▶ [Work to complete]:
Nothing but the lines from the one containing "Output the component" to the end of the data should be returned, each exactly as written.

··· Data excerpts ···

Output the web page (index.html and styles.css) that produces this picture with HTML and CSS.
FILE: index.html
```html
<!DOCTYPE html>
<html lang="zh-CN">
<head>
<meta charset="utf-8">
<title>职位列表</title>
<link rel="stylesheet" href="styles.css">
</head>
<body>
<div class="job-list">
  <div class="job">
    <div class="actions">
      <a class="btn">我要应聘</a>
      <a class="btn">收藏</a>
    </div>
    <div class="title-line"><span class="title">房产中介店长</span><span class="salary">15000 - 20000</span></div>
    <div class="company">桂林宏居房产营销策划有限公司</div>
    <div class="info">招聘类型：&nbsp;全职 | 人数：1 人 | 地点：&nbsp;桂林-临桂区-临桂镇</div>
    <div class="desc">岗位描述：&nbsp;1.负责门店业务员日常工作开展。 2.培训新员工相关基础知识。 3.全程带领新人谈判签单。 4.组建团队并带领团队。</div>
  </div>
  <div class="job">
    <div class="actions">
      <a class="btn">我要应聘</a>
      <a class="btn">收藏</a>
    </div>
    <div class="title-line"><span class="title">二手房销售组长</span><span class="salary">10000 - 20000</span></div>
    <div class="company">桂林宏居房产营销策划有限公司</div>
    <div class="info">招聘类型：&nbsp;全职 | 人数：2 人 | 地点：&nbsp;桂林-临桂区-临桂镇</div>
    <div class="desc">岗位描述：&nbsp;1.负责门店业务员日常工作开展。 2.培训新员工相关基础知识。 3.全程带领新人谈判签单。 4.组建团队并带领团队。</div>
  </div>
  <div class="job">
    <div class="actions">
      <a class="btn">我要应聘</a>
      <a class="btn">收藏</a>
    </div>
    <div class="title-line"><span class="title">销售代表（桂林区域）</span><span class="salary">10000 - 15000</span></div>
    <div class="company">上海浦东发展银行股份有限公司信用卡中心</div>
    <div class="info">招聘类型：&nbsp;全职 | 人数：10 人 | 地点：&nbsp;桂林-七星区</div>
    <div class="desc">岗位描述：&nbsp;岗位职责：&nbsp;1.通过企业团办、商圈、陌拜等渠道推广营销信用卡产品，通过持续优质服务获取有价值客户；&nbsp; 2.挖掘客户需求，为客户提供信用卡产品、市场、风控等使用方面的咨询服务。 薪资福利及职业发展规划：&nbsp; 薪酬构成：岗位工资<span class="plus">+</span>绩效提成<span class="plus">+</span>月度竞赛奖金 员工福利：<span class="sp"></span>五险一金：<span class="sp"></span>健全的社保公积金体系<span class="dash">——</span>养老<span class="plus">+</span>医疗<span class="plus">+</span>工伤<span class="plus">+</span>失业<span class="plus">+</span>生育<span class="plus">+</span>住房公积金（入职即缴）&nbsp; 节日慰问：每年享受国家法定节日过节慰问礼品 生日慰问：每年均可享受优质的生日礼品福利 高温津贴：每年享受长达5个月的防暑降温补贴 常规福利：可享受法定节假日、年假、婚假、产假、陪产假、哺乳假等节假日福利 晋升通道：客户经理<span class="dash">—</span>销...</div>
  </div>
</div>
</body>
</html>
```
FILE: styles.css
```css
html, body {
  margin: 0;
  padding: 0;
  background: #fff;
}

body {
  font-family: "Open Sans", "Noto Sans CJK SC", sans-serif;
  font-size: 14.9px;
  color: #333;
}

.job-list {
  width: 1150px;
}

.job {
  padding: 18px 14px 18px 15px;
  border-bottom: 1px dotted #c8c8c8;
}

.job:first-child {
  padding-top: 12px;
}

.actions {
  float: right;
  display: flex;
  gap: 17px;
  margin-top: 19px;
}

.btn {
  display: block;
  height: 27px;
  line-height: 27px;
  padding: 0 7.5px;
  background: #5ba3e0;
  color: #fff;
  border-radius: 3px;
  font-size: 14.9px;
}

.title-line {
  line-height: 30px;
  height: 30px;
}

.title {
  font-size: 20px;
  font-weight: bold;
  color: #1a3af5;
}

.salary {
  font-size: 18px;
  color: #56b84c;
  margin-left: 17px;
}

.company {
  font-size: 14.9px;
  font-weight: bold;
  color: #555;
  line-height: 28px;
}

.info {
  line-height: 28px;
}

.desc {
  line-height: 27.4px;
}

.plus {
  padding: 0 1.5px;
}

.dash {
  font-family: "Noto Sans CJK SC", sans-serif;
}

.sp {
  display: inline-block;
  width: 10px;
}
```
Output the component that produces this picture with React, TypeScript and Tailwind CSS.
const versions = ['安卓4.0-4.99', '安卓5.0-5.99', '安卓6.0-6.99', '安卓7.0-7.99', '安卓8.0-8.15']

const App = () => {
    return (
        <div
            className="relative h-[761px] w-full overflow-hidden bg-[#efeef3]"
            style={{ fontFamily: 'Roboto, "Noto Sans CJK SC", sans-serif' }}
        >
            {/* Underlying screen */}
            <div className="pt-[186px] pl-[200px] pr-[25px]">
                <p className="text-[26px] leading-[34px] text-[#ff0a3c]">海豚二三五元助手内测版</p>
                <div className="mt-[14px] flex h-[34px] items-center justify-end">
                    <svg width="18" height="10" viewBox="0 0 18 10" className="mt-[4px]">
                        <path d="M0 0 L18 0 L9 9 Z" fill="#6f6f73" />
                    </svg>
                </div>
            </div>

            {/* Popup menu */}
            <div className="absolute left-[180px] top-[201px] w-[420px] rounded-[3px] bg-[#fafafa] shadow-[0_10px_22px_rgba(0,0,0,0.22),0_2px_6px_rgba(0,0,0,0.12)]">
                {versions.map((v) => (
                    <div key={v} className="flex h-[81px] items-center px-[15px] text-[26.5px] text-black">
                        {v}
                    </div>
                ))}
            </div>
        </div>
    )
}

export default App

···

▶ [Problem solution]:
Output the component that produces this picture with React, TypeScript and Tailwind CSS.
const versions = ['安卓4.0-4.99', '安卓5.0-5.99', '安卓6.0-6.99', '安卓7.0-7.99', '安卓8.0-8.15']

const App = () => {
    return (
        <div
            className="relative h-[761px] w-full overflow-hidden bg-[#efeef3]"
            style={{ fontFamily: 'Roboto, "Noto Sans CJK SC", sans-serif' }}
        >
            {/* Underlying screen */}
            <div className="pt-[186px] pl-[200px] pr-[25px]">
                <p className="text-[26px] leading-[34px] text-[#ff0a3c]">海豚二三五元助手内测版</p>
                <div className="mt-[14px] flex h-[34px] items-center justify-end">
                    <svg width="18" height="10" viewBox="0 0 18 10" className="mt-[4px]">
                        <path d="M0 0 L18 0 L9 9 Z" fill="#6f6f73" />
                    </svg>
                </div>
            </div>

            {/* Popup menu */}
            <div className="absolute left-[180px] top-[201px] w-[420px] rounded-[3px] bg-[#fafafa] shadow-[0_10px_22px_rgba(0,0,0,0.22),0_2px_6px_rgba(0,0,0,0.12)]">
                {versions.map((v) => (
                    <div key={v} className="flex h-[81px] items-center px-[15px] text-[26.5px] text-black">
                        {v}
                    </div>
                ))}
            </div>
        </div>
    )
}

export default App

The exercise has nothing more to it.